STATED EXERCISE
Return the listing below verbatim. Pictures do not belong in the copy.

COLLECTED MATERIAL
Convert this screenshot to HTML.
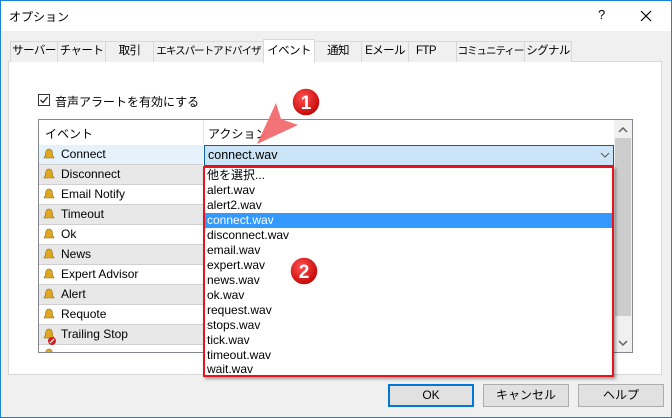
<!DOCTYPE html>
<html><head><meta charset="utf-8"><style>
*{margin:0;padding:0;box-sizing:border-box}
body{width:672px;height:418px;overflow:hidden;font-family:"Liberation Sans","Noto Sans CJK JP",sans-serif;font-size:12px;color:#000;background:#f0f0f0;position:relative}
.abs{position:absolute}
.win{left:0;top:0;width:672px;height:418px;border:1px solid #1883d7;}
.title{left:1px;top:1px;width:670px;height:30px;background:#fff}
.tab{top:41px;height:21px;border:1px solid #d9d9d9;border-bottom:none;background:#f0f0f0;text-align:center;line-height:19px;font-size:11.5px;white-space:nowrap;overflow:hidden;letter-spacing:-0.6px}
.panel{left:8px;top:61px;width:654px;height:314px;background:#fff;border:1px solid #d9d9d9}
.row{left:39px;width:164px;height:20px;border-bottom:1px solid #d0d0d0;line-height:19px;padding-left:22px}
.item{left:205px;width:407px;height:15px;line-height:15px;padding-left:2px;font-size:12px}
.btn{top:384px;width:86px;height:23px;background:#e1e1e1;border:1px solid #adadad;text-align:center;line-height:21px;white-space:nowrap}
</style></head><body>
<div class="abs win"></div>
<div class="abs title"></div>
<div class="abs" style="left:9px;top:8px;font-size:12px">オプション</div>
<div class="abs" style="left:598px;top:7px;font-size:13px">?</div>
<svg class="abs" style="left:640px;top:10px" width="12" height="12"><path d="M1 1L11 11M11 1L1 11" stroke="#000" stroke-width="1.2"/></svg>

<div class="abs panel"></div>
<div class="abs tab" style="left:10px;width:48px">サーバー</div>
<div class="abs tab" style="left:57px;width:49px">チャート</div>
<div class="abs tab" style="left:105px;width:49px">取引</div>
<div class="abs tab" style="left:153px;width:111px;font-size:10.5px;letter-spacing:-1px">エキスパートアドバイザ</div>
<div class="abs tab" style="left:263px;top:39px;height:24px;width:52px;background:#fff;line-height:22px">イベント</div>
<div class="abs tab" style="left:314px;width:48px">通知</div>
<div class="abs tab" style="left:361px;width:48px">Eメール</div>
<div class="abs tab" style="left:408px;width:49px;text-align:left;padding-left:7px">FTP</div>
<div class="abs tab" style="left:456px;width:69px;font-size:10.5px;letter-spacing:-1px">コミュニティー</div>
<div class="abs tab" style="left:524px;width:48px">シグナル</div>

<div class="abs" style="left:38px;top:94px;width:12px;height:12px;border:1px solid #333;background:#fff"></div>
<svg class="abs" style="left:39px;top:95px" width="10" height="10"><path d="M1.5 5L4 7.5L8.5 2" stroke="#222" stroke-width="1.3" fill="none"/></svg>
<div class="abs" style="left:55px;top:93px">音声アラートを有効にする</div>

<div class="abs" style="left:38px;top:119px;width:595px;height:234px;border:1px solid #828790;background:#fff;overflow:hidden"></div>
<div class="abs" style="left:203px;top:120px;width:1px;height:25px;background:#e5e5e5"></div>
<div class="abs" style="left:45px;top:125px">イベント</div>
<div class="abs" style="left:208px;top:125px">アクション</div>

<div class="abs row" style="top:145px;background:#e5f1fb">Connect</div>
<div class="abs row" style="top:165px;background:#e8e8e8">Disconnect</div>
<div class="abs row" style="top:185px">Email Notify</div>
<div class="abs row" style="top:205px;background:#e8e8e8">Timeout</div>
<div class="abs row" style="top:225px">Ok</div>
<div class="abs row" style="top:245px;background:#e8e8e8">News</div>
<div class="abs row" style="top:265px">Expert Advisor</div>
<div class="abs row" style="top:285px;background:#e8e8e8">Alert</div>
<div class="abs row" style="top:305px">Requote</div>
<div class="abs row" style="top:325px;background:#e8e8e8">Trailing Stop</div>
<svg class="abs" style="left:42px;top:147px" width="14" height="205">
<g fill="#e0a820" stroke="#8a6a10" stroke-width="0.6">
<path id="b" d="M7 2C4 2 3.5 5 3.5 8L2 11H12L10.5 8C10.5 5 10 2 7 2Z"/>
<use href="#b" y="20"/><use href="#b" y="40"/><use href="#b" y="60"/><use href="#b" y="80"/><use href="#b" y="100"/><use href="#b" y="120"/><use href="#b" y="140"/><use href="#b" y="160"/><use href="#b" y="180"/><use href="#b" y="200"/>
</g>
<circle cx="10" cy="194" r="4" fill="#d42020"/><path d="M8 196L12 192" stroke="#fff" stroke-width="1.2"/>
</svg>

<div class="abs" style="left:204px;top:145px;width:410px;height:21px;background:#cce4f7;border:1px solid #0a5ea8;line-height:19px;padding-left:3px;font-size:12.5px">connect.wav</div>
<svg class="abs" style="left:600px;top:152px" width="10" height="7"><path d="M1 1L5 5L9 1" stroke="#555" fill="none"/></svg>

<div class="abs" style="left:614px;top:120px;width:18px;height:232px;background:#f0f0f0"></div>
<div class="abs" style="left:615px;top:138px;width:16px;height:178px;background:#cdcdcd"></div>
<svg class="abs" style="left:618px;top:127px" width="10" height="7"><path d="M1 5L5 1L9 5" stroke="#606060" stroke-width="1.5" fill="none"/></svg>
<svg class="abs" style="left:618px;top:340px" width="10" height="7"><path d="M1 1L5 5L9 1" stroke="#606060" stroke-width="1.5" fill="none"/></svg>

<div class="abs" style="left:203px;top:166px;width:411px;height:211px;background:#fff;border:2px solid #e8141c;box-shadow:2px 2px 3px rgba(0,0,0,0.35)"></div>
<div class="abs item" style="top:168px">他を選択...</div>
<div class="abs item" style="top:183px">alert.wav</div>
<div class="abs item" style="top:198px">alert2.wav</div>
<div class="abs item" style="top:213px;background:#3399ff;color:#fff">connect.wav</div>
<div class="abs item" style="top:228px">disconnect.wav</div>
<div class="abs item" style="top:243px">email.wav</div>
<div class="abs item" style="top:258px">expert.wav</div>
<div class="abs item" style="top:273px">news.wav</div>
<div class="abs item" style="top:288px">ok.wav</div>
<div class="abs item" style="top:303px">request.wav</div>
<div class="abs item" style="top:318px">stops.wav</div>
<div class="abs item" style="top:333px">tick.wav</div>
<div class="abs item" style="top:348px">timeout.wav</div>
<div class="abs item" style="top:362px">wait.wav</div>

<svg class="abs" style="left:240px;top:80px" width="100" height="210">
<defs><radialGradient id="g" cx="40%" cy="35%" r="70%"><stop offset="0" stop-color="#ff5050"/><stop offset="1" stop-color="#c00000"/></radialGradient></defs>
<polygon points="17,64 36,23 41,39 58,45" fill="#f26a6e" opacity="0.95"/>
<circle cx="66" cy="22" r="14" fill="url(#g)" stroke="#fff" stroke-width="1.5"/>
<text x="66" y="29" text-anchor="middle" fill="#fff" font-size="19" font-weight="bold" font-family="Liberation Sans, sans-serif">1</text>
<circle cx="64" cy="191" r="14" fill="url(#g)" stroke="#fff" stroke-width="1.5"/>
<text x="64" y="198" text-anchor="middle" fill="#fff" font-size="19" font-weight="bold" font-family="Liberation Sans, sans-serif">2</text>
</svg>

<div class="abs btn" style="left:388px;border:2px solid #0078d7;line-height:19px">OK</div>
<div class="abs btn" style="left:483px">キャンセル</div>
<div class="abs btn" style="left:578px">ヘルプ</div>
</body></html>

WRITTEN ANSWER
Convert this screenshot to HTML.
<!DOCTYPE html>
<html><head><meta charset="utf-8"><style>
*{margin:0;padding:0;box-sizing:border-box}
body{width:672px;height:418px;overflow:hidden;font-family:"Liberation Sans","Noto Sans CJK JP",sans-serif;font-size:12px;color:#000;background:#f0f0f0;position:relative}
.abs{position:absolute}
.win{left:0;top:0;width:672px;height:418px;border:1px solid #1883d7;}
.title{left:1px;top:1px;width:670px;height:30px;background:#fff}
.tab{top:41px;height:21px;border:1px solid #d9d9d9;border-bottom:none;background:#f0f0f0;text-align:center;line-height:19px;font-size:11.5px;white-space:nowrap;overflow:hidden;letter-spacing:-0.6px}
.panel{left:8px;top:61px;width:654px;height:314px;background:#fff;border:1px solid #d9d9d9}
.row{left:39px;width:164px;height:20px;border-bottom:1px solid #d0d0d0;line-height:19px;padding-left:22px}
.item{left:205px;width:407px;height:15px;line-height:15px;padding-left:2px;font-size:12px}
.btn{top:384px;width:86px;height:23px;background:#e1e1e1;border:1px solid #adadad;text-align:center;line-height:21px;white-space:nowrap}
</style></head><body>
<div class="abs win"></div>
<div class="abs title"></div>
<div class="abs" style="left:9px;top:8px;font-size:12px">オプション</div>
<div class="abs" style="left:598px;top:7px;font-size:13px">?</div>
<svg class="abs" style="left:640px;top:10px" width="12" height="12"><path d="M1 1L11 11M11 1L1 11" stroke="#000" stroke-width="1.2"/></svg>

<div class="abs panel"></div>
<div class="abs tab" style="left:10px;width:48px">サーバー</div>
<div class="abs tab" style="left:57px;width:49px">チャート</div>
<div class="abs tab" style="left:105px;width:49px">取引</div>
<div class="abs tab" style="left:153px;width:111px;font-size:10.5px;letter-spacing:-1px">エキスパートアドバイザ</div>
<div class="abs tab" style="left:263px;top:39px;height:24px;width:52px;background:#fff;line-height:22px">イベント</div>
<div class="abs tab" style="left:314px;width:48px">通知</div>
<div class="abs tab" style="left:361px;width:48px">Eメール</div>
<div class="abs tab" style="left:408px;width:49px;text-align:left;padding-left:7px">FTP</div>
<div class="abs tab" style="left:456px;width:69px;font-size:10.5px;letter-spacing:-1px">コミュニティー</div>
<div class="abs tab" style="left:524px;width:48px">シグナル</div>

<div class="abs" style="left:38px;top:94px;width:12px;height:12px;border:1px solid #333;background:#fff"></div>
<svg class="abs" style="left:39px;top:95px" width="10" height="10"><path d="M1.5 5L4 7.5L8.5 2" stroke="#222" stroke-width="1.3" fill="none"/></svg>
<div class="abs" style="left:55px;top:93px">音声アラートを有効にする</div>

<div class="abs" style="left:38px;top:119px;width:595px;height:234px;border:1px solid #828790;background:#fff;overflow:hidden"></div>
<div class="abs" style="left:203px;top:120px;width:1px;height:25px;background:#e5e5e5"></div>
<div class="abs" style="left:45px;top:125px">イベント</div>
<div class="abs" style="left:208px;top:125px">アクション</div>

<div class="abs row" style="top:145px;background:#e5f1fb">Connect</div>
<div class="abs row" style="top:165px;background:#e8e8e8">Disconnect</div>
<div class="abs row" style="top:185px">Email Notify</div>
<div class="abs row" style="top:205px;background:#e8e8e8">Timeout</div>
<div class="abs row" style="top:225px">Ok</div>
<div class="abs row" style="top:245px;background:#e8e8e8">News</div>
<div class="abs row" style="top:265px">Expert Advisor</div>
<div class="abs row" style="top:285px;background:#e8e8e8">Alert</div>
<div class="abs row" style="top:305px">Requote</div>
<div class="abs row" style="top:325px;background:#e8e8e8">Trailing Stop</div>
<svg class="abs" style="left:42px;top:147px" width="14" height="205">
<g fill="#e0a820" stroke="#8a6a10" stroke-width="0.6">
<path id="b" d="M7 2C4 2 3.5 5 3.5 8L2 11H12L10.5 8C10.5 5 10 2 7 2Z"/>
<use href="#b" y="20"/><use href="#b" y="40"/><use href="#b" y="60"/><use href="#b" y="80"/><use href="#b" y="100"/><use href="#b" y="120"/><use href="#b" y="140"/><use href="#b" y="160"/><use href="#b" y="180"/><use href="#b" y="200"/>
</g>
<circle cx="10" cy="194" r="4" fill="#d42020"/><path d="M8 196L12 192" stroke="#fff" stroke-width="1.2"/>
</svg>

<div class="abs" style="left:204px;top:145px;width:410px;height:21px;background:#cce4f7;border:1px solid #0a5ea8;line-height:19px;padding-left:3px;font-size:12.5px">connect.wav</div>
<svg class="abs" style="left:600px;top:152px" width="10" height="7"><path d="M1 1L5 5L9 1" stroke="#555" fill="none"/></svg>

<div class="abs" style="left:614px;top:120px;width:18px;height:232px;background:#f0f0f0"></div>
<div class="abs" style="left:615px;top:138px;width:16px;height:178px;background:#cdcdcd"></div>
<svg class="abs" style="left:618px;top:127px" width="10" height="7"><path d="M1 5L5 1L9 5" stroke="#606060" stroke-width="1.5" fill="none"/></svg>
<svg class="abs" style="left:618px;top:340px" width="10" height="7"><path d="M1 1L5 5L9 1" stroke="#606060" stroke-width="1.5" fill="none"/></svg>

<div class="abs" style="left:203px;top:166px;width:411px;height:211px;background:#fff;border:2px solid #e8141c;box-shadow:2px 2px 3px rgba(0,0,0,0.35)"></div>
<div class="abs item" style="top:168px">他を選択...</div>
<div class="abs item" style="top:183px">alert.wav</div>
<div class="abs item" style="top:198px">alert2.wav</div>
<div class="abs item" style="top:213px;background:#3399ff;color:#fff">connect.wav</div>
<div class="abs item" style="top:228px">disconnect.wav</div>
<div class="abs item" style="top:243px">email.wav</div>
<div class="abs item" style="top:258px">expert.wav</div>
<div class="abs item" style="top:273px">news.wav</div>
<div class="abs item" style="top:288px">ok.wav</div>
<div class="abs item" style="top:303px">request.wav</div>
<div class="abs item" style="top:318px">stops.wav</div>
<div class="abs item" style="top:333px">tick.wav</div>
<div class="abs item" style="top:348px">timeout.wav</div>
<div class="abs item" style="top:362px">wait.wav</div>

<svg class="abs" style="left:240px;top:80px" width="100" height="210">
<defs><radialGradient id="g" cx="40%" cy="35%" r="70%"><stop offset="0" stop-color="#ff5050"/><stop offset="1" stop-color="#c00000"/></radialGradient></defs>
<polygon points="17,64 36,23 41,39 58,45" fill="#f26a6e" opacity="0.95"/>
<circle cx="66" cy="22" r="14" fill="url(#g)" stroke="#fff" stroke-width="1.5"/>
<text x="66" y="29" text-anchor="middle" fill="#fff" font-size="19" font-weight="bold" font-family="Liberation Sans, sans-serif">1</text>
<circle cx="64" cy="191" r="14" fill="url(#g)" stroke="#fff" stroke-width="1.5"/>
<text x="64" y="198" text-anchor="middle" fill="#fff" font-size="19" font-weight="bold" font-family="Liberation Sans, sans-serif">2</text>
</svg>

<div class="abs btn" style="left:388px;border:2px solid #0078d7;line-height:19px">OK</div>
<div class="abs btn" style="left:483px">キャンセル</div>
<div class="abs btn" style="left:578px">ヘルプ</div>
</body></html>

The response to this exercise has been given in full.